Grande «surprise», hier: le ministre flamand des Affaires intérieures, Geert Bourgeois, a décidé de ne pas nommer trois candidats-bourgmestres francophones de la périphérie bruxelloise.
Une surprise, vraiment? Il fallait vraiment faire preuve de naïveté, il y a quelques semaines, en développant une théorie selon laquelle l’ancien président de la N-VA, craignant de subir un désaveu des chambres bilingues du Conseil d’État qui auront désormais à traiter ces dossiers, allait faire le mort, et laisser s’écouler le délai de soixante jours, au terme desquels les candidats-bourgmestres seraient nommés, sans décision formelle du ministre.
C’était tout d’abord oublier que Geert Bourgeois avait de longue date annoncé qu’il ne nommerait jamais des candidats-bourgmestres qu’il avait précédemment refusés, prétendument pour non-respect des lois linguistiques, en pratique pour non-respect des circulaires Martens et Peeters, toutes contestables qu’elles sont, qui obligent les francophones des communes à facilités de réclamer la version française de chaque document officiel qui doit obligatoirement leur être transmis en néerlandais. On voyait mal le ministre flam(ing)ant des Affaires intérieures faire marche arrière sur ce dossier tout aussi symbolique au nord du pays qu’au sud.
On ne peut perdre de vue, ensuite, l’ambiance d’ores et déjà préélectorale au sein de la majorité en Flandre, où le ministre-président, Kris Peeters (CD&V), a déjà pratiquement donné le coup d’envoi de la prochaine campagne électorale en déclarant que son parti ne réclamerait pas de nouvelle réforme de l’État après les prochains scrutins fédéral et régionaux de juin 2014, et en se laissant présenter comme possible candidat Premier ministre de son parti. Dans ces conditions, la N-VA, toujours portée par les sondages, ne pouvait rester en retrait.
Et de toute manière que risque Geert Bourgeois à renvoyer ces dossiers devant une chambre bilingue du Conseil d’État, alternativement présidée par un magistrat francophone ou néerlandophone? Même si les candidats-mayeurs évincés transmettent leur plainte simultanément, on peut d’ores et déjà prendre les paris: tout sera fait pour que les trois dossiers soient examinés par une chambre bilingue de la plus haute instance administrative et judiciaire du pays présidée par un magistrat néerlandophone.
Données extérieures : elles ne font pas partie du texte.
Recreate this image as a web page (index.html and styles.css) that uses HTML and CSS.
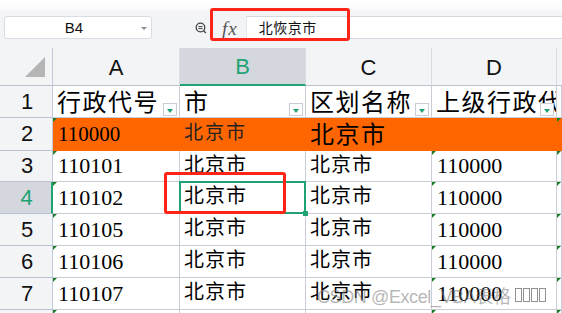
FILE: index.html
```html
<!DOCTYPE html>
<html lang="zh">
<head>
<meta charset="utf-8">
<link rel="stylesheet" href="styles.css">
</head>
<body>
<div class="app">
  <div class="formula-bar">
    <div class="namebox">B4<span class="nb-arrow"></span></div>
    <svg class="zoom-icon" width="12" height="12" viewBox="0 0 12 12"><circle cx="5.5" cy="5.5" r="4.3" fill="none" stroke="#444" stroke-width="1.3"/><line x1="3.4" y1="4.6" x2="7.6" y2="4.6" stroke="#444" stroke-width="1"/><line x1="3.4" y1="6.6" x2="7.6" y2="6.6" stroke="#444" stroke-width="1"/><line x1="8.6" y1="8.8" x2="10.8" y2="11" stroke="#444" stroke-width="1.3"/></svg>
    <span class="fx">fx</span>
    <div class="formula-input">北恢京市</div>
  </div>

  <div class="sheet">
    <div class="hd corner"><span class="corner-tri"></span></div>
    <div class="hd col">A</div>
    <div class="hd col sel">B</div>
    <div class="hd col">C</div>
    <div class="hd col">D</div>
    <div class="hd col e"></div>

    <div class="hd row">1</div>
    <div class="c cjk big">行政代号<span class="filter"></span></div>
    <div class="c cjk big">市<span class="filter"></span></div>
    <div class="c cjk big">区划名称<span class="filter"></span></div>
    <div class="c cjk big clip">上级行政代号<span class="filter"></span></div>
    <div class="c"></div>

    <div class="hd row">2</div>
    <div class="c or num tri">110000</div>
    <div class="c or cjk small">北京市</div>
    <div class="c or cjk big">北京市</div>
    <div class="c or"></div>
    <div class="c or tri"></div>

    <div class="hd row">3</div>
    <div class="c num tri">110101</div>
    <div class="c cjk">北京市</div>
    <div class="c cjk">北京市</div>
    <div class="c num tri">110000</div>
    <div class="c tri"></div>

    <div class="hd row active">4</div>
    <div class="c num tri">110102</div>
    <div class="c cjk selected">北京市<span class="handle"></span></div>
    <div class="c cjk">北京市</div>
    <div class="c num tri">110000</div>
    <div class="c tri"></div>

    <div class="hd row">5</div>
    <div class="c num tri">110105</div>
    <div class="c cjk">北京市</div>
    <div class="c cjk">北京市</div>
    <div class="c num tri">110000</div>
    <div class="c tri"></div>

    <div class="hd row">6</div>
    <div class="c num tri">110106</div>
    <div class="c cjk">北京市</div>
    <div class="c cjk">北京市</div>
    <div class="c num tri">110000</div>
    <div class="c tri"></div>

    <div class="hd row">7</div>
    <div class="c num tri">110107</div>
    <div class="c cjk">北京市</div>
    <div class="c cjk">北京市</div>
    <div class="c num tri">110000</div>
    <div class="c tri"></div>

    <div class="hd row"></div>
    <div class="c tri"></div>
    <div class="c"></div>
    <div class="c"></div>
    <div class="c tri"></div>
    <div class="c tri"></div>
  </div>

  <div class="mark mark-fx"></div>
  <div class="mark mark-cell"></div>
  <div class="watermark">CSDN @Excel_VBA表格<span class="tofu first"></span><span class="tofu"></span><span class="tofu"></span><span class="tofu"></span></div>
</div>
</body>
</html>
```

FILE: styles.css
```css
html, body {
  margin: 0;
  padding: 0;
  background: #fff;
}
.app {
  position: relative;
  width: 562px;
  height: 313px;
  overflow: hidden;
  font-family: "Liberation Sans", Arial, sans-serif;
}
.formula-bar {
  height: 48px;
  box-sizing: border-box;
  padding: 16px 0 0 4px;
  display: flex;
  align-items: flex-start;
  background: linear-gradient(#ffffff 0, #fbfbfc 8px, #f3f4f6 13px, #f3f4f6 100%);
}
.namebox {
  position: relative;
  width: 148px;
  height: 23px;
  box-sizing: border-box;
  border: 1px solid #d9dce2;
  border-radius: 3px;
  background: #fff;
  display: flex;
  align-items: center;
  justify-content: center;
  font-family: "Liberation Sans", sans-serif;
  font-size: 15px;
  color: #111;
  padding-right: 8px;
}
.nb-arrow {
  position: absolute;
  right: 4px;
  top: 10px;
  border-left: 3px solid transparent;
  border-right: 3px solid transparent;
  border-top: 3px solid #8a8f98;
}
.zoom-icon {
  margin: 6px 0 0 43px;
}
.fx {
  margin: 2px 0 0 15px;
  font-family: "Liberation Serif", serif;
  font-style: italic;
  font-size: 19px;
  color: #555;
  letter-spacing: 1px;
}
.formula-input {
  margin-left: 8px;
  flex: 1;
  height: 23px;
  box-sizing: border-box;
  background: #fff;
  border-top: 1px solid #d5d8de;
  border-bottom: 1px solid #d5d8de;
  border-left: 1px solid #e4e6ea;
  padding-left: 12px;
  font-family: "Noto Sans CJK SC", sans-serif;
  font-size: 14px;
  line-height: 21px;
  color: #111;
  letter-spacing: 0.5px;
}
.sheet {
  display: grid;
  grid-template-columns: 53px 127px 126px 126px 125px 5px;
  grid-template-rows: 38px 32px 33px 31px 32px 32px 32px 32px 10px;
}
.hd {
  background: #f3f4f6;
  border-right: 1px solid #c3c9d6;
  border-bottom: 1px solid #b9c0d0;
  box-sizing: border-box;
  display: flex;
  align-items: center;
  justify-content: center;
  font-size: 22px;
  color: #111;
}
.col {
  padding-top: 2px;
  border-right-color: #d9dce3;
}
.col.sel {
  background: #d4d7dd;
  color: #1fa372;
  border-bottom: 2px solid #1fa372;
}
.col.e {
  border-right: none;
}
.corner {
  position: relative;
}
.corner-tri {
  position: absolute;
  left: 25px;
  top: 9px;
  width: 0;
  height: 0;
  border-left: 20px solid transparent;
  border-bottom: 20px solid #b5b5b5;
}
.row {
  padding-left: 2px;
}
.row.active {
  background: #d4d7dd;
  color: #1fa372;
  border-right: 2px solid #1fa372;
}
.c {
  position: relative;
  box-sizing: border-box;
  border-right: 1px solid #c8cdd8;
  border-bottom: 1px solid #c8cdd8;
  display: flex;
  align-items: center;
  padding-left: 4px;
  white-space: nowrap;
  color: #000;
}
.c.clip {
  overflow: hidden;
}
.num {
  font-family: "Liberation Serif", serif;
  font-size: 22px;
  line-height: 24px;
  padding-left: 5px;
}
.cjk {
  font-family: "Noto Sans CJK SC", sans-serif;
  font-size: 20px;
  line-height: 24px;
  letter-spacing: 1px;
  padding-bottom: 5px;
}
.cjk.big {
  font-size: 24px;
  line-height: 27px;
  letter-spacing: 1.5px;
  padding-bottom: 3px;
}
.cjk.small {
  font-size: 19px;
  line-height: 22px;
  letter-spacing: 2px;
  padding-bottom: 7px;
  color: #222;
}
.or {
  background: #ff6600;
  border-color: #ff6600;
}
.or.num {
  font-size: 21px;
}
.tri::before {
  content: "";
  position: absolute;
  left: 0;
  top: 0;
  border-top: 4px solid #1b7d28;
  border-right: 4px solid transparent;
}
.filter {
  position: absolute;
  right: 2px;
  bottom: 1px;
  width: 14px;
  height: 13px;
  box-sizing: border-box;
  background: #fff;
  border: 1px solid #c9cdd6;
}
.filter::after {
  content: "";
  position: absolute;
  left: 3px;
  top: 5px;
  border-left: 3px solid transparent;
  border-right: 3px solid transparent;
  border-top: 4px solid #1fa372;
}
.selected::after {
  content: "";
  position: absolute;
  left: -1px;
  top: -1px;
  right: -1px;
  bottom: -1px;
  border: 2px solid #1fa372;
  pointer-events: none;
}
.handle {
  position: absolute;
  right: -3px;
  bottom: -3px;
  width: 5px;
  height: 5px;
  background: #1fa372;
  z-index: 2;
}
.mark {
  position: absolute;
  border: 3px solid #ff2418;
  border-radius: 3px;
  box-sizing: border-box;
}
.mark-fx {
  left: 210px;
  top: 8px;
  width: 140px;
  height: 33px;
}
.mark-cell {
  left: 164px;
  top: 172px;
  width: 122px;
  height: 42px;
}
.watermark {
  position: absolute;
  left: 317px;
  top: 282px;
  font-family: "Liberation Sans", "Noto Sans CJK SC", sans-serif;
  font-size: 18px;
  letter-spacing: -0.4px;
  color: rgba(120, 120, 120, 0.55);
  white-space: nowrap;
  display: flex;
  align-items: center;
}
.tofu {
  display: inline-block;
  width: 5px;
  height: 12px;
  border: 1.5px solid rgba(110, 110, 110, 0.75);
  margin-left: 1px;
}
.tofu.first {
  margin-left: 4px;
}
```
Et si ce n’est pas le cas, et que Geert Bourgeois est désavoué? Comptez bien sur la N-VA pour faire alors remarquer que la scission de Bruxelles-Hal-Vilvorde telle qu’acceptée par les partis flamands de la majorité fédérale était un compromis néfaste pour les Flamands, sur lequel il faudra nécessairement revenir, après l’échéance électorale de 2014.
La surprise de certain(e)s de mes consœurs et confrères, ce matin, est dès lors assez confondante. C’est le moment de leur rappeler cette réflexion maintes fois répétée de José Happart, qui sait de quoi il parle quand il évoque le duel avec l’opinion, le monde politique, et l’administration du nord du pays: il ne faut pas voir les Flamands comme on voudrait qu’ils soient, mais comme ils sont….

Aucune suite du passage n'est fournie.